When Hetty does not come back for two weeks, Adam decides to go to Snowfield to get her. He sets off in a state of high happiness, eager to see his prospective bride. But at Snowfield, he learns that Dinah has been in the city of Leeds for three weeks and that Hetty never arrived. Distracted with worry, he traces her as far as he can but loses her track on the second day. Not knowing that Hetty is pregnant, Adam can only conclude that she has run away from the marriage to him and probably gone to Arthur in Ireland. He sadly goes back home, tells Seth and the Poysers what has happened, and prepares to set out for Ireland. He decides, though, that it would be better to tell Mr. Irwine the situation before he leaves.
At this point in the novel, the consequences of Hetty and Arthur’s thoughtless behavior begin to involve Adam. He had been a happy man, secure financially, secure (he thought) in the possession of the love of the woman he loved. Now his bright world is shattered, and events begin to hurry him on to a confrontation with himself and with reality.
Note once again the force of circumstance. We have seen at various points in the book how Eliot manipulates chance events and events over which the characters have no control to show how circumstance affects human life. Adam has done nothing very seriously wrong so far; he is guilty of pride and of giving in to impulses toward violence, but he has not behaved so as to permanently injure another human being, as both Arthur and Hetty have. Still he suffers, and will suffer more; his love for Hetty (a good impulse) prevents him from seeing her true nature, and, as a result, he is trapped in a situation which he must deal with. Eliot in this chapter begins to administer one of the prime “object lessons” in Adam Bede: that one must never allow himself to feel that he is in control of his physical fate because circumstance will force him into paths he had not planned on taking.

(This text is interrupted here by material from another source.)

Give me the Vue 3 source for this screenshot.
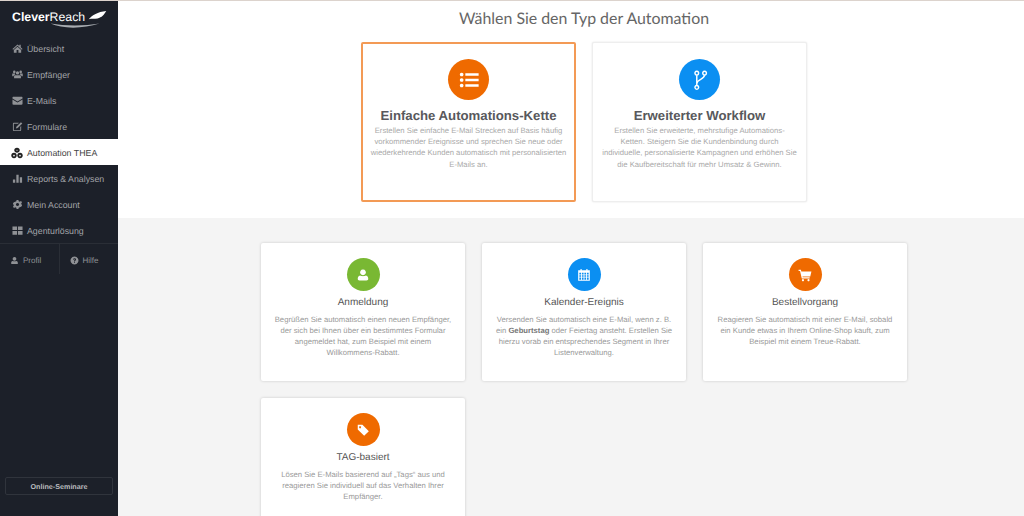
<template>
  <div class="app-shell">
    <aside class="sidebar">
      <div class="logo">
        <span class="logo-text"><b>Clever</b>Reach</span>
        <svg class="logo-wing" viewBox="0 0 26 14">
          <path d="M1 12 C6 7 13 2 25 1 C22 6 19 10 13 11 C9 11.500 5 11 1 12z" fill="#fff" />
        </svg>
        <svg class="logo-swoosh" viewBox="0 0 100 10">
          <path d="M1 1 C25 12 65 12 99 1 C70 6 30 6 1 1z" fill="#a9adb2" />
        </svg>
      </div>
      <nav class="menu">
        <a
          v-for="item in menu"
          :key="item.label"
          class="menu-item"
          :class="{ active: item.active }"
        >
          <svg class="menu-icon" viewBox="0 0 24 24"><path :d="item.icon" fill-rule="evenodd" /></svg>
          {{ item.label }}
        </a>
      </nav>
      <div class="side-footer">
        <a class="foot-link">
          <svg class="foot-icon" viewBox="0 0 24 24"><path :d="icons.user" /></svg>
          Profil
        </a>
        <a class="foot-link">
          <svg class="foot-icon" viewBox="0 0 24 24"><path :d="icons.help" fill-rule="evenodd" /></svg>
          Hilfe
        </a>
      </div>
      <div class="side-bottom">
        <button class="seminar-btn">Online-Seminare</button>
      </div>
    </aside>

    <main class="main-content">
      <section class="top-section">
        <h1>Wählen Sie den Typ der Automation</h1>
        <div class="big-row">
          <div
            v-for="card in bigCards"
            :key="card.title"
            class="big-card"
            :class="{ selected: card.selected }"
          >
            <div class="circle big" :class="card.color">
              <svg v-if="card.stroke" viewBox="0 0 24 24">
                <path :d="card.icon" class="stroke-icon" />
              </svg>
              <svg v-else viewBox="0 0 24 24"><path :d="card.icon" fill-rule="evenodd" /></svg>
            </div>
            <h2>{{ card.title }}</h2>
            <p>{{ card.text }}</p>
          </div>
        </div>
      </section>

      <section class="bottom-section">
        <div class="small-grid">
          <div v-for="card in smallCards" :key="card.title" class="small-card">
            <div class="circle small" :class="card.color">
              <svg viewBox="0 0 24 24"><path :d="card.icon" fill-rule="evenodd" /></svg>
            </div>
            <h3>{{ card.title }}</h3>
            <p v-if="card.bold">
              {{ card.text }} <b>{{ card.bold }}</b> {{ card.after }}
            </p>
            <p v-else>{{ card.text }}</p>
          </div>
        </div>
      </section>
    </main>
  </div>
</template>

<script setup>
const icons = {
  home: 'M12 3 L1 13 L2.500 14.500 L12 6 L21.500 14.500 L23 13 L19 9.400 V4 H16 V6.700z M12 8 L4 15 V21 H10 V15.500 H14 V21 H20 V15z',
  users:
    'M12 5a3.600 3.600 0 1 1 0 7.200a3.600 3.600 0 0 1 0-7.200z M5 3.500a2.800 2.800 0 1 1 0 5.600a2.800 2.800 0 0 1 0-5.600z M19 3.500a2.800 2.800 0 1 1 0 5.600a2.800 2.800 0 0 1 0-5.600z M6.500 13.500 H17.500 C19 13.500 19.500 15 19.500 17 V20 H4.500 V17 C4.500 15 5 13.500 6.500 13.500z M1 10 H6 C6.500 11 7 12 7.500 12.500 C4.500 12.500 3.500 14 3.300 16 H0.500 V12 C0.500 11 0.500 10 1 10z M18 10 H23 C23.500 10 23.500 11 23.500 12 V16 H20.700 C20.500 14 19.500 12.500 16.500 12.500 C17 12 17.500 11 18 10z',
  mail: 'M3 4 H21 C22 4 23 5 23 6 V7.500 L12 14 L1 7.500 V6 C1 5 2 4 3 4z M1 10 L12 16.500 L23 10 V19 C23 20 22 21 21 21 H3 C2 21 1 20 1 19z',
  edit: 'M4 4 H15 L13 6 H4.500 C4 6 4 6.500 4 7 V19 C4 19.500 4.500 20 5 20 H17 C17.500 20 18 19.500 18 19 V13 L20 11 V19 C20 21 19 22 17 22 H5 C3 22 2 21 2 19 V7 C2 5 3 4 4 4z M19.500 2.500 L22.500 5.500 L12.500 15.500 L8.500 16.500 L9.500 12.500z',
  automation:
    'M12 1.500 C15.500 1.500 17.500 4 17.500 6.500 C17.500 9.500 15 11.500 12 11.500 C9 11.500 6.500 9.500 6.500 6.500 C6.500 4 8.500 1.500 12 1.500z M12 5.500 a1 1 0 1 0 0.010 0z M6 11.500 C9.500 11.500 11.500 14 11.500 17 C11.500 20 9 22.500 6 22.500 C3 22.500 0.500 20 0.500 17 C0.500 14 2.500 11.500 6 11.500z M6 15.500 a1.500 1.500 0 1 0 0.010 0z M18 11.500 C21.500 11.500 23.500 14 23.500 17 C23.500 20 21 22.500 18 22.500 C15 22.500 12.500 20 12.500 17 C12.500 14 14.500 11.500 18 11.500z M18 15.500 a1.500 1.500 0 1 0 0.010 0z',
  chart: 'M2 14 H7 V21 H2z M9.500 4 H14.500 V21 H9.500z M17 9 H22 V21 H17z',
  cog: 'M10 2 H14 L14.600 5 L17 6 L19.600 4.300 L22 7 L20 9.500 L21 12 L22 14.500 L19.700 17 L17 18 L14.600 19 L14 22 H10 L9.400 19 L7 18 L4.400 19.700 L2 17 L4 14.500 L3 12 L2 9.500 L4.300 7 L7 6 L9.400 5z M12 8.500 a3.500 3.500 0 1 0 0.010 0z',
  grid: 'M1 3 H11 V11 H1z M13 3 H23 V11 H13z M1 13 H11 V21 H1z M13 13 H23 V21 H13z',
  user: 'M12 2.500 a5 5 0 1 1 -0.010 0z M7 13 C9 14.500 15 14.500 17 13 C20 13.500 21 16 21 19 C21 20.500 20 21.500 18 21.500 H6 C4 21.500 3 20.500 3 19 C3 16 4 13.500 7 13z',
  help: 'M12 1.500 a10.500 10.500 0 1 1 -0.010 0z M8 9 L10.500 10 C10.800 8.800 11.300 8.400 12 8.400 C12.800 8.400 13.300 8.800 13.300 9.400 C13.300 10.800 10.700 11 10.700 14 H13.300 C13.300 12.500 16 12 16 9.300 C16 7.200 14.200 6 12 6 C10 6 8.500 7 8 9z M10.700 15.300 V18 H13.300 V15.300z',
  list: 'M4 4 a2 2 0 1 1 -0.010 0z M4 10 a2 2 0 1 1 -0.010 0z M4 16 a2 2 0 1 1 -0.010 0z M8 4.700 H22.500 V7.300 H8z M8 10.700 H22.500 V13.300 H8z M8 16.700 H22.500 V19.300 H8z',
  branch:
    'M8.500 2.500 a2 2 0 1 0 0.010 0z M17 2.500 a2 2 0 1 0 0.010 0z M8.500 18 a2 2 0 1 0 0.010 0z M8.500 6.500 V18 M17 6.500 C17 11.500 8.500 11 8.500 16',
  calendar:
    'M6 1.500 H8 V4 H16 V1.500 H18 V4 H22 V22 H2 V4 H6z M4 8 V11 H7 V8z M8.500 8 V11 H11.300 V8z M12.700 8 V11 H15.500 V8z M17 8 V11 H20 V8z M4 12.300 V15 H7 V12.300z M8.500 12.300 V15 H11.300 V12.300z M12.700 12.300 V15 H15.500 V12.300z M17 12.300 V15 H20 V12.300z M4 16.300 V20 H7 V16.300z M8.500 16.300 V20 H11.300 V16.300z M12.700 16.300 V20 H15.500 V16.300z M17 16.300 V20 H20 V16.300z',
  cart: 'M1 3 H5 L5.700 6 H23 L21 14.500 H7.700 L8 16 H20 V18 H6.500 L3.500 5 H1z M8.500 19 a1.800 1.800 0 1 1 -0.010 0z M18 19 a1.800 1.800 0 1 1 -0.010 0z',
  tag: 'M3 3 H11 L22 14 L14 22 L3 11z M7 5.500 a1.700 1.700 0 1 0 0.010 0z',
}

const menu = [
  { label: 'Übersicht', icon: icons.home },
  { label: 'Empfänger', icon: icons.users },
  { label: 'E-Mails', icon: icons.mail },
  { label: 'Formulare', icon: icons.edit },
  { label: 'Automation THEA', icon: icons.automation, active: true },
  { label: 'Reports & Analysen', icon: icons.chart },
  { label: 'Mein Account', icon: icons.cog },
  { label: 'Agenturlösung', icon: icons.grid },
]

const bigCards = [
  {
    title: 'Einfache Automations-Kette',
    text: 'Erstellen Sie einfache E-Mail Strecken auf Basis häufig\nvorkommender Ereignisse und sprechen Sie neue oder\nwiederkehrende Kunden automatisch mit personalisierten\nE-Mails an.',
    icon: icons.list,
    color: 'orange',
    selected: true,
  },
  {
    title: 'Erweiterter Workflow',
    text: 'Erstellen Sie erweiterte, mehrstufige Automations-\nKetten. Steigern Sie die Kundenbindung durch\nindividuelle, personalisierte Kampagnen und erhöhen Sie\ndie Kaufbereitschaft für mehr Umsatz & Gewinn.',
    icon: icons.branch,
    color: 'blue',
    stroke: true,
  },
]

const smallCards = [
  {
    title: 'Anmeldung',
    text: 'Begrüßen Sie automatisch einen neuen Empfänger, der sich bei Ihnen über ein bestimmtes Formular angemeldet hat, zum Beispiel mit einem Willkommens-Rabatt.',
    icon: icons.user,
    color: 'green',
  },
  {
    title: 'Kalender-Ereignis',
    text: 'Versenden Sie automatisch eine E-Mail, wenn z. B. ein',
    bold: 'Geburtstag',
    after: 'oder Feiertag ansteht. Erstellen Sie hierzu vorab ein entsprechendes Segment in Ihrer Listenverwaltung.',
    icon: icons.calendar,
    color: 'blue',
  },
  {
    title: 'Bestellvorgang',
    text: 'Reagieren Sie automatisch mit einer E-Mail, sobald ein Kunde etwas in Ihrem Online-Shop kauft, zum Beispiel mit einem Treue-Rabatt.',
    icon: icons.cart,
    color: 'orange',
  },
  {
    title: 'TAG-basiert',
    text: 'Lösen Sie E-Mails basierend auf „Tags“ aus und reagieren Sie individuell auf das Verhalten Ihrer Empfänger.',
    icon: icons.tag,
    color: 'orange',
  },
]
</script>

<style scoped>
* {
  box-sizing: border-box;
  font-family: "Liberation Sans", Arial, sans-serif;
  text-rendering: geometricPrecision;
}

.app-shell {
  display: flex;
  height: 516px;
  overflow: hidden;
  border-top: 1px solid #dcd3cd;
  background: #f4f4f4;
}

.sidebar {
  width: 118px;
  flex-shrink: 0;
  background: #1c2029;
  display: flex;
  flex-direction: column;
  color: #a2a4a8;
}

.logo {
  position: relative;
  height: 34px;
  padding: 8px 0 0 12px;
}

.logo-text {
  font-size: 12.300px;
  line-height: 16px;
  color: #fff;
  display: block;
}

.logo-wing {
  position: absolute;
  left: 88px;
  top: 9px;
  width: 19px;
  height: 11px;
}

.logo-swoosh {
  position: absolute;
  left: 50px;
  top: 21px;
  width: 50px;
  height: 7px;
}

.menu {
  display: flex;
  flex-direction: column;
}

.menu-item {
  height: 26px;
  display: flex;
  align-items: center;
  gap: 4px;
  padding: 1px 0 0 12px;
  font-size: 8.800px;
  color: #a2a4a8;
}

.menu-item.active {
  background: #fff;
  color: #444;
  padding-left: 11px;
}

.menu-icon {
  width: 11px;
  height: 11px;
  fill: #8f9195;
  flex-shrink: 0;
}

.menu-item.active .menu-icon {
  fill: #222;
  width: 12px;
  height: 12px;
}

.side-footer {
  display: flex;
  height: 31px;
  border-top: 1px solid #2a2e36;
}

.foot-link {
  flex: 1;
  display: flex;
  align-items: center;
  gap: 4px;
  padding: 2px 0 0 10px;
  font-size: 8px;
  color: #8f9195;
}

.foot-link + .foot-link {
  border-left: 1px solid #2a2e36;
}

.foot-icon {
  width: 9px;
  height: 9px;
  fill: #8f9195;
}

.side-bottom {
  margin-top: auto;
  padding: 0 5px 21px;
}

.seminar-btn {
  width: 100%;
  height: 18px;
  background: transparent;
  border: 1px solid #30343c;
  border-radius: 2px;
  color: #b9bbbf;
  font-size: 7.200px;
  font-weight: 700;
  padding: 0;
}

.main-content {
  flex: 1;
  min-width: 0;
  display: flex;
  flex-direction: column;
}

.top-section {
  height: 217px;
  flex-shrink: 0;
  background: #fff;
  display: flex;
  flex-direction: column;
  align-items: center;
  padding-left: 26px;
}

h1 {
  margin: 8px 0 0;
  height: 33px;
  font-family: "Lato", sans-serif;
  font-size: 15.900px;
  line-height: 20px;
  font-weight: 400;
  color: #666;
}

.big-row {
  display: flex;
  gap: 16px;
}

.big-card {
  width: 215px;
  height: 160px;
  background: #fff;
  border: 1px solid #eee;
  border-radius: 2px;
  box-shadow: 0 0 2px rgba(0, 0, 0, 0.12);
  padding: 16px 4px 0;
  text-align: center;
}

.big-card.selected {
  border: 2px solid #f39a55;
  padding: 15px 3px 0;
  box-shadow: none;
}

.big-card h2 {
  margin: 7px 0 0;
  font-size: 13.200px;
  line-height: 18px;
  font-weight: 700;
  color: #58585c;
}

.big-card p {
  margin: 0;
  font-size: 7.700px;
  line-height: 11.200px;
  color: #a9a9a9;
  white-space: pre-line;
}

.circle {
  border-radius: 50%;
  margin: 0 auto;
  display: flex;
  align-items: center;
  justify-content: center;
  fill: #fff;
}

.circle.big {
  width: 41px;
  height: 41px;
}

.circle.big svg {
  width: 22px;
  height: 22px;
}

.circle.small {
  width: 33px;
  height: 33px;
}

.circle.small svg {
  width: 14px;
  height: 14px;
}

.stroke-icon {
  fill: none;
  stroke: #fff;
  stroke-width: 1.600;
}

.orange {
  background: #ef6a00;
}

.blue {
  background: #0b8ff2;
}

.green {
  background: #79b833;
}

.bottom-section {
  flex: 1;
  display: flex;
  justify-content: center;
  padding: 25px 0 0 26px;
}

.small-grid {
  display: grid;
  grid-template-columns: repeat(3, 204px);
  grid-auto-rows: 138px;
  gap: 17px;
}

.small-card {
  background: #fff;
  border-radius: 2px;
  box-shadow: 0 0 3px rgba(0, 0, 0, 0.18);
  padding: 15px 10px 0;
  text-align: center;
}

.small-card h3 {
  margin: 5px 0 0;
  font-size: 10px;
  line-height: 14px;
  font-weight: 400;
  color: #555;
}

.small-card p {
  margin: 4px 0 0;
  font-size: 7.700px;
  line-height: 11.100px;
  color: #999;
}

.small-card p b {
  color: #777;
}
</style>

<style>
html,
body {
  margin: 0;
  overflow: hidden;
}
</style>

Eliot uses Adam’s attitude toward his work as a sort of symbol for his entry into a new reality. Adam’s philosophy has always been that as long as one can still work, things are not so very bad. Now for the first time Adam looks at his tools “wondering if he should ever come to feel pleasure in them again.” This attitude will persist through Adam’s soul-crisis; it represents his recognition of the fact that there is nothing he can do to improve his situation. Note that he begins to abandon his stubborn independence at the end of the chapter: “I can’t stand alone in this way any longer.”
Although Seth is not a major character, the relationship between Adam and him is of some interest. Of the two brothers, Adam is obviously the leader, but when Adam is in trouble, one of the people he leans on most heavily is Seth. Seth is a truly humble man, which gives him a strength in adversity which Adam does not possess. Eliot surrounds Adam in the closing of the novel with people of this stamp; he goes to Mr. Irwine at the end of this chapter, and Dinah appears later on. The point is clear. These characters have what Adam needs to achieve: a proper orientation towards reality. They are models, so to speak, of the sort of attitude he must strive to attain.